Theoretical framework for constructing matching algorithms in biometric authentication systems

TL;DR

This paper introduces a theoretical framework for designing secure biometric matching algorithms that are resistant to wolf attacks by adapting thresholds based on entropy estimates, balancing security and efficiency.

Contribution

It proposes a universal principle for constructing secure biometric matching algorithms against wolf attacks using entropy-based thresholds, extending beyond fixed-threshold methods.

Findings

The ideal matching algorithm adjusts thresholds based on entropy for security.

Perfect knowledge of probability distributions yields maximum security.
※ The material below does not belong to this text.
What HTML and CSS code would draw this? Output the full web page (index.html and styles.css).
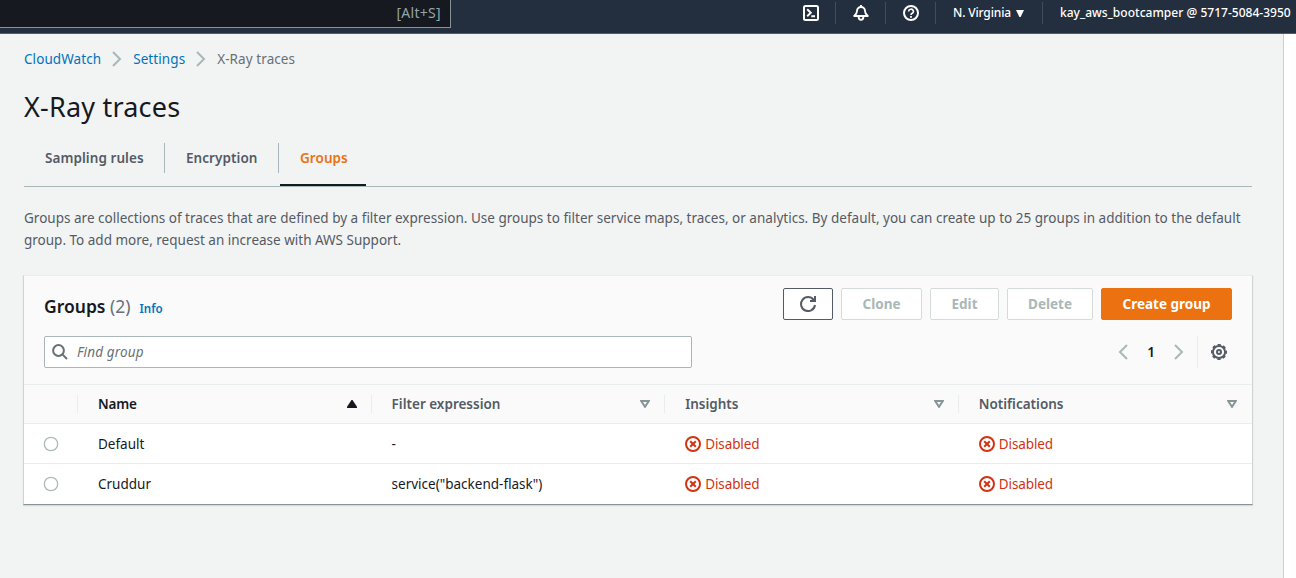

Conventional fixed-threshold algorithms are less secure but more efficient.

Abstract

In this paper, we propose a theoretical framework to construct matching algorithms for any biometric authentication systems. Conventional matching algorithms are not necessarily secure against strong intentional impersonation attacks such as wolf attacks. The wolf attack is an attempt to impersonate a genuine user by presenting a "wolf" to a biometric authentication system without the knowledge of a genuine user's biometric sample. A wolf is a sample which can be accepted as a match with multiple templates. The wolf attack probability (WAP) is the maximum success probability of the wolf attack, which was proposed by Une, Otsuka, Imai as a measure for evaluating security of biometric authentication systems. We present a principle for construction of secure matching algorithms against the wolf attack for any biometric authentication systems. The ideal matching algorithm determines a threshold for each input value depending on the entropy of the probability distribution of the (Hamming) distances. Then we show that if the information about the probability distribution for each input value is perfectly given, then our matching algorithm is secure against the wolf attack. Our generalized matching algorithm gives a theoretical framework to construct secure matching algorithms. How lower WAP is achievable depends on how accurately the entropy is estimated. Then there is a trade-off between the efficiency and the achievable WAP. Almost every conventional matching algorithm employs a fixed threshold and hence it can be regarded as an efficient but insecure instance of our theoretical framework. Daugman's IrisCode recognition algorithm proposed can also be regarded as a non-optimal instance of our framework.